Repeat the data that follows, word for word, without the images.

Data section

○ ○ ○ ○

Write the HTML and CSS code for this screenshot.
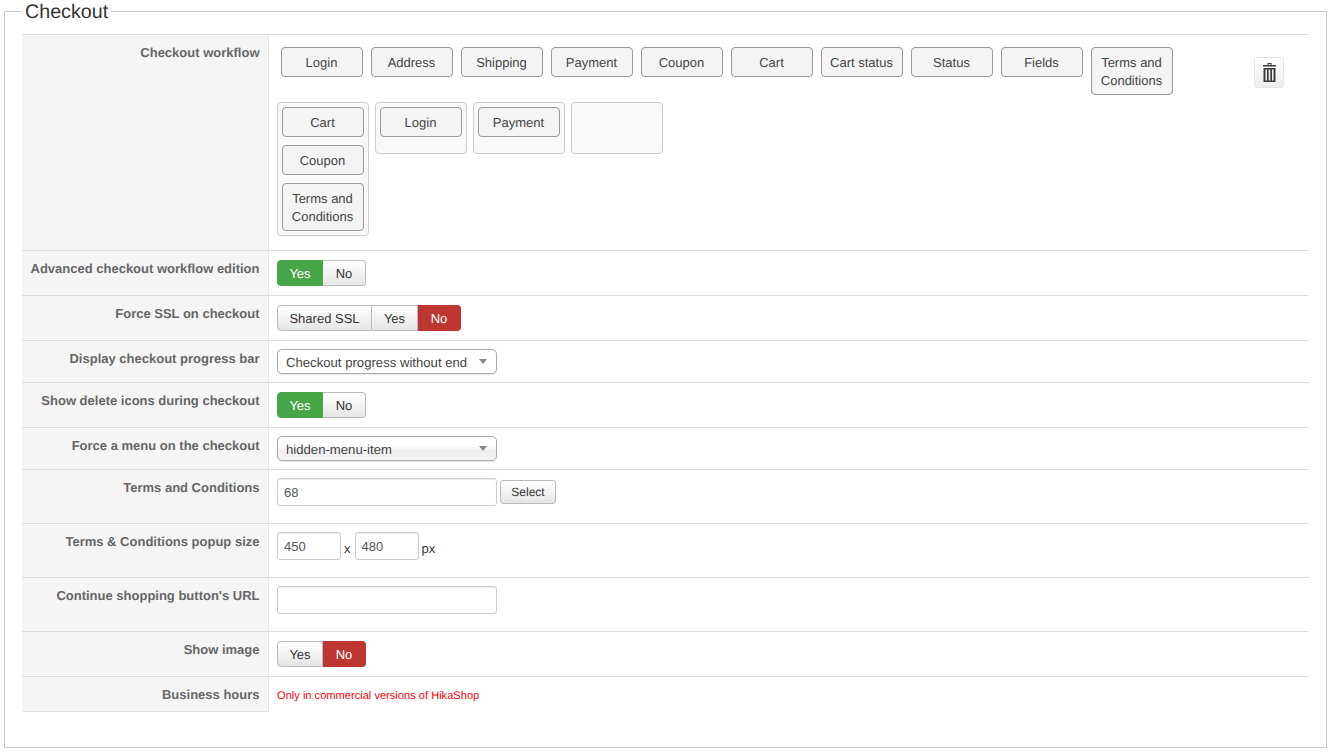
FILE: index.html
```html
<!DOCTYPE html>
<html lang="en">
<head>
<meta charset="utf-8">
<title>Checkout</title>
<link rel="stylesheet" href="styles.css">
</head>
<body>
<fieldset class="panel">
  <legend class="panel-title">Checkout</legend>
  <div class="form">
    <div class="row">
      <div class="label">Checkout workflow</div>
      <div class="cell">
        <div class="palette">
          <div class="chip">Login</div>
          <div class="chip">Address</div>
          <div class="chip">Shipping</div>
          <div class="chip">Payment</div>
          <div class="chip">Coupon</div>
          <div class="chip">Cart</div>
          <div class="chip">Cart status</div>
          <div class="chip">Status</div>
          <div class="chip">Fields</div>
          <div class="chip">Terms and Conditions</div>
          <div class="trash">
            <svg width="13" height="19" viewBox="0 0 13 19" aria-hidden="true">
              <path fill="#3c3c3c" fill-rule="evenodd" d="M4.500 0h4v2h4.500v1.500h-13v-1.500h4.500zM5.500 1v1h2v-1z"/>
              <path fill="#3c3c3c" fill-rule="evenodd" d="M.5 5h12v14h-12zM2.500 6.500v11h1.500v-11zM5.700 6.500v11h1.600v-11zM9 6.500v11h1.500v-11z"/>
            </svg>
          </div>
        </div>
        <div class="zones">
          <div class="zone">
            <div class="chip">Cart</div>
            <div class="chip">Coupon</div>
            <div class="chip">Terms and Conditions</div>
          </div>
          <div class="zone"><div class="chip">Login</div></div>
          <div class="zone"><div class="chip">Payment</div></div>
          <div class="zone"></div>
        </div>
      </div>
    </div>

    <div class="row">
      <div class="label">Advanced checkout workflow edition</div>
      <div class="cell">
        <div class="toggle">
          <span class="opt opt-yes on-green">Yes</span><span class="opt opt-no">No</span>
        </div>
      </div>
    </div>

    <div class="row">
      <div class="label">Force SSL on checkout</div>
      <div class="cell">
        <div class="toggle">
          <span class="opt opt-shared">Shared SSL</span><span class="opt opt-yes">Yes</span><span class="opt opt-no on-red">No</span>
        </div>
      </div>
    </div>

    <div class="row">
      <div class="label">Display checkout progress bar</div>
      <div class="cell">
        <div class="select"><span>Checkout progress without end</span><i class="arrow"></i></div>
      </div>
    </div>

    <div class="row">
      <div class="label">Show delete icons during checkout</div>
      <div class="cell">
        <div class="toggle">
          <span class="opt opt-yes on-green">Yes</span><span class="opt opt-no">No</span>
        </div>
      </div>
    </div>

    <div class="row">
      <div class="label">Force a menu on the checkout</div>
      <div class="cell">
        <div class="select select-shaded"><span>hidden-menu-item</span><i class="arrow"></i></div>
      </div>
    </div>

    <div class="row">
      <div class="label">Terms and Conditions</div>
      <div class="cell">
        <div class="inline">
          <input class="input input-wide" type="text" value="68">
          <span class="btn-select">Select</span>
        </div>
      </div>
    </div>

    <div class="row">
      <div class="label">Terms &amp; Conditions popup size</div>
      <div class="cell">
        <div class="inline">
          <input class="input input-small" type="text" value="450">
          <span class="unit">x</span>
          <input class="input input-small" type="text" value="480">
          <span class="unit">px</span>
        </div>
      </div>
    </div>

    <div class="row">
      <div class="label">Continue shopping button's URL</div>
      <div class="cell">
        <div class="inline">
          <input class="input input-wide" type="text" value="">
        </div>
      </div>
    </div>

    <div class="row">
      <div class="label">Show image</div>
      <div class="cell">
        <div class="toggle">
          <span class="opt opt-yes">Yes</span><span class="opt opt-no on-red">No</span>
        </div>
      </div>
    </div>

    <div class="row row-last">
      <div class="label">Business hours</div>
      <div class="cell"><span class="notice">Only in commercial versions of HikaShop</span></div>
    </div>
  </div>
</fieldset>
</body>
</html>
```

FILE: styles.css
```css
* { box-sizing: border-box; }

body {
  margin: 0 9px 0 4px;
  background: #fff;
  font-family: "Liberation Sans", Arial, sans-serif;
  font-size: 13px;
  line-height: 18px;
  color: #333;
  text-rendering: geometricPrecision;
}

.panel {
  margin: 0;
  min-width: 0;
  border: 1px solid #ccc;
  padding: 12px 17px 35px;
}

.panel-title {
  padding: 2px 3px 0;
  font-size: 19.7px;
  line-height: 20px;
  color: #333;
}

.row {
  display: grid;
  grid-template-columns: 246px 1fr;
  border-top: 1px solid #ddd;
}

.label {
  padding: 9px 8.500px 7px 0;
  background: #f5f5f5;
  text-align: right;
  font-weight: bold;
  color: #666;
}

.row-last .label { border-bottom: 1px solid #e5e5e5; }

.cell {
  border-left: 1px solid #e5e5e5;
  padding: 8px;
}

/* workflow */
.palette {
  display: flex;
  align-items: flex-start;
  gap: 8px;
  margin: 4px 0 7px 4px;
}

.chip {
  width: 82px;
  flex: none;
  padding: 6px 5px 4px 4px;
  border: 1px solid #999;
  border-radius: 4px;
  background: #f4f4f4;
  text-align: center;
  color: #444;
}

.trash {
  display: flex;
  align-items: center;
  justify-content: center;
  width: 30px;
  height: 31px;
  margin: 10px 0 0 73px;
  border: 1px solid #e6e6e6;
  border-radius: 3px;
  background: linear-gradient(#fff, #ececec);
}

.zones {
  display: flex;
  align-items: flex-start;
  gap: 6px;
  margin-bottom: 6px;
}

.zone {
  display: flex;
  flex-direction: column;
  gap: 8px;
  width: 92px;
  min-height: 52px;
  padding: 4px;
  border: 1px solid #ccc;
  border-radius: 4px;
  background: #f9f9f9;
}

/* toggles */
.toggle {
  display: flex;
  margin: 1px 0;
}

.opt {
  height: 26px;
  border: 1px solid #bbb;
  border-left-width: 0;
  background: linear-gradient(#fff, #e6e6e6);
  text-align: center;
  line-height: 26px;
  color: #333;
}

.opt:first-child {
  border-left-width: 1px;
  border-radius: 4px 0 0 4px;
}

.opt:last-child { border-radius: 0 4px 4px 0; }

.opt-shared { width: 95px; }
.opt-yes { width: 46px; }
.opt-no { width: 43px; }

.on-green {
  border-color: #46a546;
  background: #46a546;
  color: #fff;
}

.on-red {
  border-color: #bd362f;
  background: #bd362f;
  color: #fff;
}

/* select */
.select {
  display: flex;
  align-items: center;
  justify-content: space-between;
  width: 220px;
  height: 25px;
  padding: 2px 8px 0;
  border: 1px solid #aaa;
  border-radius: 5px;
  background: #fff;
  box-shadow: 0 1px 1px rgba(0, 0, 0, .1);
  font-size: 13.150px;
  color: #444;
}

.select-shaded { background: linear-gradient(#fff 40%, #eee 60%, #f6f6f6); }

.arrow {
  width: 0;
  height: 0;
  margin: -2px 1px 0 0;
  border-style: solid;
  border-width: 5px 4px 0;
  border-color: #888 transparent transparent;
}

/* inputs */
.inline {
  display: flex;
  align-items: flex-start;
  margin-bottom: 9px;
}

.input {
  height: 28px;
  margin: 0;
  padding: 4px 6px;
  border: 1px solid #ccc;
  border-radius: 3px;
  background: #fff;
  box-shadow: inset 0 1px 1px rgba(0, 0, 0, .075);
  font: inherit;
  color: #555;
}

.input-wide { width: 220px; }
.input-small { width: 64px; }

.unit {
  margin: 8px 3px 0;
  line-height: 18px;
  color: #333;
}

.unit:nth-child(2) { margin-right: 4px; }

.btn-select {
  width: 56px;
  height: 24px;
  margin: 2px 0 0 3px;
  border: 1px solid #bbb;
  border-radius: 3px;
  background: linear-gradient(#fff, #e6e6e6);
  text-align: center;
  font-size: 12px;
  line-height: 23px;
  color: #333;
}

.notice {
  position: relative;
  top: 1px;
  font-size: 11.100px;
  color: #f00;
}
```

○ ○ ○ ○

Response below
Write the HTML and CSS code for this screenshot.
FILE: index.html
```html
<!DOCTYPE html>
<html lang="en">
<head>
<meta charset="utf-8">
<title>Checkout</title>
<link rel="stylesheet" href="styles.css">
</head>
<body>
<fieldset class="panel">
  <legend class="panel-title">Checkout</legend>
  <div class="form">
    <div class="row">
      <div class="label">Checkout workflow</div>
      <div class="cell">
        <div class="palette">
          <div class="chip">Login</div>
          <div class="chip">Address</div>
          <div class="chip">Shipping</div>
          <div class="chip">Payment</div>
          <div class="chip">Coupon</div>
          <div class="chip">Cart</div>
          <div class="chip">Cart status</div>
          <div class="chip">Status</div>
          <div class="chip">Fields</div>
          <div class="chip">Terms and Conditions</div>
          <div class="trash">
            <svg width="13" height="19" viewBox="0 0 13 19" aria-hidden="true">
              <path fill="#3c3c3c" fill-rule="evenodd" d="M4.500 0h4v2h4.500v1.500h-13v-1.500h4.500zM5.500 1v1h2v-1z"/>
              <path fill="#3c3c3c" fill-rule="evenodd" d="M.5 5h12v14h-12zM2.500 6.500v11h1.500v-11zM5.700 6.500v11h1.600v-11zM9 6.500v11h1.500v-11z"/>
            </svg>
          </div>
        </div>
        <div class="zones">
          <div class="zone">
            <div class="chip">Cart</div>
            <div class="chip">Coupon</div>
            <div class="chip">Terms and Conditions</div>
          </div>
          <div class="zone"><div class="chip">Login</div></div>
          <div class="zone"><div class="chip">Payment</div></div>
          <div class="zone"></div>
        </div>
      </div>
    </div>

    <div class="row">
      <div class="label">Advanced checkout workflow edition</div>
      <div class="cell">
        <div class="toggle">
          <span class="opt opt-yes on-green">Yes</span><span class="opt opt-no">No</span>
        </div>
      </div>
    </div>

    <div class="row">
      <div class="label">Force SSL on checkout</div>
      <div class="cell">
        <div class="toggle">
          <span class="opt opt-shared">Shared SSL</span><span class="opt opt-yes">Yes</span><span class="opt opt-no on-red">No</span>
        </div>
      </div>
    </div>

    <div class="row">
      <div class="label">Display checkout progress bar</div>
      <div class="cell">
        <div class="select"><span>Checkout progress without end</span><i class="arrow"></i></div>
      </div>
    </div>

    <div class="row">
      <div class="label">Show delete icons during checkout</div>
      <div class="cell">
        <div class="toggle">
          <span class="opt opt-yes on-green">Yes</span><span class="opt opt-no">No</span>
        </div>
      </div>
    </div>

    <div class="row">
      <div class="label">Force a menu on the checkout</div>
      <div class="cell">
        <div class="select select-shaded"><span>hidden-menu-item</span><i class="arrow"></i></div>
      </div>
    </div>

    <div class="row">
      <div class="label">Terms and Conditions</div>
      <div class="cell">
        <div class="inline">
          <input class="input input-wide" type="text" value="68">
          <span class="btn-select">Select</span>
        </div>
      </div>
    </div>

    <div class="row">
      <div class="label">Terms &amp; Conditions popup size</div>
      <div class="cell">
        <div class="inline">
          <input class="input input-small" type="text" value="450">
          <span class="unit">x</span>
          <input class="input input-small" type="text" value="480">
          <span class="unit">px</span>
        </div>
      </div>
    </div>

    <div class="row">
      <div class="label">Continue shopping button's URL</div>
      <div class="cell">
        <div class="inline">
          <input class="input input-wide" type="text" value="">
        </div>
      </div>
    </div>

    <div class="row">
      <div class="label">Show image</div>
      <div class="cell">
        <div class="toggle">
          <span class="opt opt-yes">Yes</span><span class="opt opt-no on-red">No</span>
        </div>
      </div>
    </div>

    <div class="row row-last">
      <div class="label">Business hours</div>
      <div class="cell"><span class="notice">Only in commercial versions of HikaShop</span></div>
    </div>
  </div>
</fieldset>
</body>
</html>
```

FILE: styles.css
```css
* { box-sizing: border-box; }

body {
  margin: 0 9px 0 4px;
  background: #fff;
  font-family: "Liberation Sans", Arial, sans-serif;
  font-size: 13px;
  line-height: 18px;
  color: #333;
  text-rendering: geometricPrecision;
}

.panel {
  margin: 0;
  min-width: 0;
  border: 1px solid #ccc;
  padding: 12px 17px 35px;
}

.panel-title {
  padding: 2px 3px 0;
  font-size: 19.7px;
  line-height: 20px;
  color: #333;
}

.row {
  display: grid;
  grid-template-columns: 246px 1fr;
  border-top: 1px solid #ddd;
}

.label {
  padding: 9px 8.500px 7px 0;
  background: #f5f5f5;
  text-align: right;
  font-weight: bold;
  color: #666;
}

.row-last .label { border-bottom: 1px solid #e5e5e5; }

.cell {
  border-left: 1px solid #e5e5e5;
  padding: 8px;
}

/* workflow */
.palette {
  display: flex;
  align-items: flex-start;
  gap: 8px;
  margin: 4px 0 7px 4px;
}

.chip {
  width: 82px;
  flex: none;
  padding: 6px 5px 4px 4px;
  border: 1px solid #999;
  border-radius: 4px;
  background: #f4f4f4;
  text-align: center;
  color: #444;
}

.trash {
  display: flex;
  align-items: center;
  justify-content: center;
  width: 30px;
  height: 31px;
  margin: 10px 0 0 73px;
  border: 1px solid #e6e6e6;
  border-radius: 3px;
  background: linear-gradient(#fff, #ececec);
}

.zones {
  display: flex;
  align-items: flex-start;
  gap: 6px;
  margin-bottom: 6px;
}

.zone {
  display: flex;
  flex-direction: column;
  gap: 8px;
  width: 92px;
  min-height: 52px;
  padding: 4px;
  border: 1px solid #ccc;
  border-radius: 4px;
  background: #f9f9f9;
}

/* toggles */
.toggle {
  display: flex;
  margin: 1px 0;
}

.opt {
  height: 26px;
  border: 1px solid #bbb;
  border-left-width: 0;
  background: linear-gradient(#fff, #e6e6e6);
  text-align: center;
  line-height: 26px;
  color: #333;
}

.opt:first-child {
  border-left-width: 1px;
  border-radius: 4px 0 0 4px;
}

.opt:last-child { border-radius: 0 4px 4px 0; }

.opt-shared { width: 95px; }
.opt-yes { width: 46px; }
.opt-no { width: 43px; }

.on-green {
  border-color: #46a546;
  background: #46a546;
  color: #fff;
}

.on-red {
  border-color: #bd362f;
  background: #bd362f;
  color: #fff;
}

/* select */
.select {
  display: flex;
  align-items: center;
  justify-content: space-between;
  width: 220px;
  height: 25px;
  padding: 2px 8px 0;
  border: 1px solid #aaa;
  border-radius: 5px;
  background: #fff;
  box-shadow: 0 1px 1px rgba(0, 0, 0, .1);
  font-size: 13.150px;
  color: #444;
}

.select-shaded { background: linear-gradient(#fff 40%, #eee 60%, #f6f6f6); }

.arrow {
  width: 0;
  height: 0;
  margin: -2px 1px 0 0;
  border-style: solid;
  border-width: 5px 4px 0;
  border-color: #888 transparent transparent;
}

/* inputs */
.inline {
  display: flex;
  align-items: flex-start;
  margin-bottom: 9px;
}

.input {
  height: 28px;
  margin: 0;
  padding: 4px 6px;
  border: 1px solid #ccc;
  border-radius: 3px;
  background: #fff;
  box-shadow: inset 0 1px 1px rgba(0, 0, 0, .075);
  font: inherit;
  color: #555;
}

.input-wide { width: 220px; }
.input-small { width: 64px; }

.unit {
  margin: 8px 3px 0;
  line-height: 18px;
  color: #333;
}

.unit:nth-child(2) { margin-right: 4px; }

.btn-select {
  width: 56px;
  height: 24px;
  margin: 2px 0 0 3px;
  border: 1px solid #bbb;
  border-radius: 3px;
  background: linear-gradient(#fff, #e6e6e6);
  text-align: center;
  font-size: 12px;
  line-height: 23px;
  color: #333;
}

.notice {
  position: relative;
  top: 1px;
  font-size: 11.100px;
  color: #f00;
}
```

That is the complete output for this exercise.